Appeals Process a Dead End for Justice
May 10, 2010
The judicial process for political prisoners in Vietnam is usually a road to nowhere. The long sentences stand as a testament to the lack of tolerance in Vietnam for citizens peacefully expressing their views. These activists and scores of other peaceful government critics unjustly imprisoned in Vietnam should be freed immediately.
Brad Adams, Asia director

(New York) - A Ho Chi Minh City appeals court should reverse the conviction of three high-profile democracy advocates at a hearing scheduled for May 11, 2010, Human Rights Watch said today. Anything less than a complete reversal would be a new landmark of Vietnam's intolerance for political pluralism, Human Rights Watch said.

The three activists - Le Cong Dinh, Tran Huynh Duy Thuc, and Le Thang Long - were convicted in January 2010, on charges of attempting to "overthrow the government" under article 79 of Vietnam's penal code for supporting the formation of an opposition party to the Vietnam Communist Party. They were sentenced to prison terms ranging from 5 to 16 years. Thuc, who maintained his innocence at the trial and claimed his confession was elicited under duress, received the harshest sentence. A fourth activist, Nguyen Tien Trung, did not file an appeal. The appeal of a fifth defendant, Tran Anh Kim, who was sentenced in December 2009 to five and a half years in prison under article 79, was rejected in a hearing on May 1.

"The judicial process for political prisoners in Vietnam is usually a road to nowhere," said Brad Adams, Asia director at Human Rights Watch. "The long sentences stand as a testament to the lack of tolerance in Vietnam for citizens peacefully expressing their views. These activists and scores of other peaceful government critics unjustly imprisoned in Vietnam should be freed immediately."

Dinh, Thuc, Long, and Trung were accused of colluding with Vietnamese activists abroad to organize the Democratic Party of Vietnam, which like all opposition political groups is banned in Vietnam. Vietnamese authorities deemed irrelevant the fact that the effort was completely nonviolent. The indictment of Dinh - a respected lawyer and US trained Fulbright scholar - stated he used "peaceful evolution" and "democracy and human rights as a cloak to carry out his subversive plots."
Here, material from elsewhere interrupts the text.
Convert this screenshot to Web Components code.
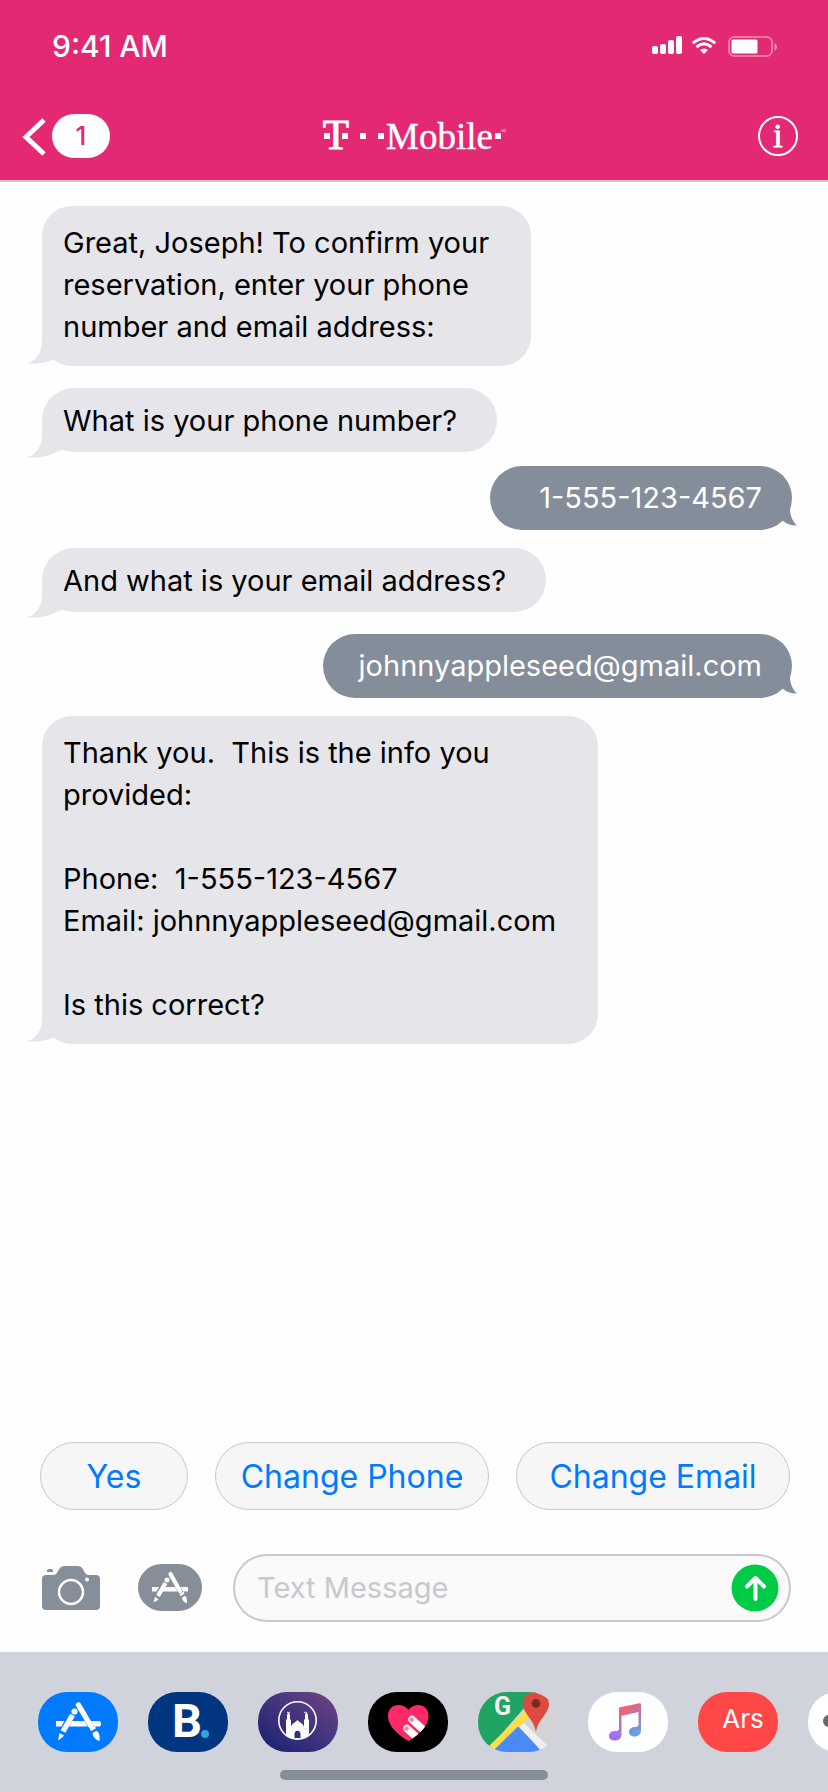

The political atmosphere in Vietnam is becoming increasingly tense as factions jockey for position in advance of next year's 11th Vietnamese Communist Party congress, which will determine the party's leadership for the next five years. An attempt to clamp down on information about the recent string of political trials of dissidents, in which at least 17 persons have been sentenced to prison since October, shows the Vietnamese government is deadly serious about suppressing open discussions about political prisoners, human rights, and peaceful opposition, especially via the internet.

Government harassment of dissident bloggers and cyber attacks on their websites have contributed to a dearth of news about this important appeals court hearing for the three activists on independent Vietnamese-language blogs and websites that provide alternatives to the censored news in the state-controlled Vietnamese media.

"Vietnam's international development partners need to speak out when prominent peaceful critics are jailed in a mounting political crackdown," Adams said. "Support for Vietnam's courageous democracy activists, internet writers, and human rights defenders not only makes a difference to the people being harassed and imprisoned, but it is carefully noted by government officials in Hanoi."

Vietnam is serving as the chair of the Association of Southeast Asia Nations (ASEAN) through 2010. The ASEAN Charter, adopted by all ten member nations in November 2007, states clearly a commitment to "adhering to the principles of democracy...and respect for and protection of human rights and fundamental freedoms."

"By holding these show trials and sentencing non-violent political opponents to long jail terms, Vietnam is demonstrating its contempt for core principles in the ASEAN Charter," Adams said. "How can Vietnam claim to care about the vision of a people's ASEAN when it throws some of its most courageous citizens in jail?"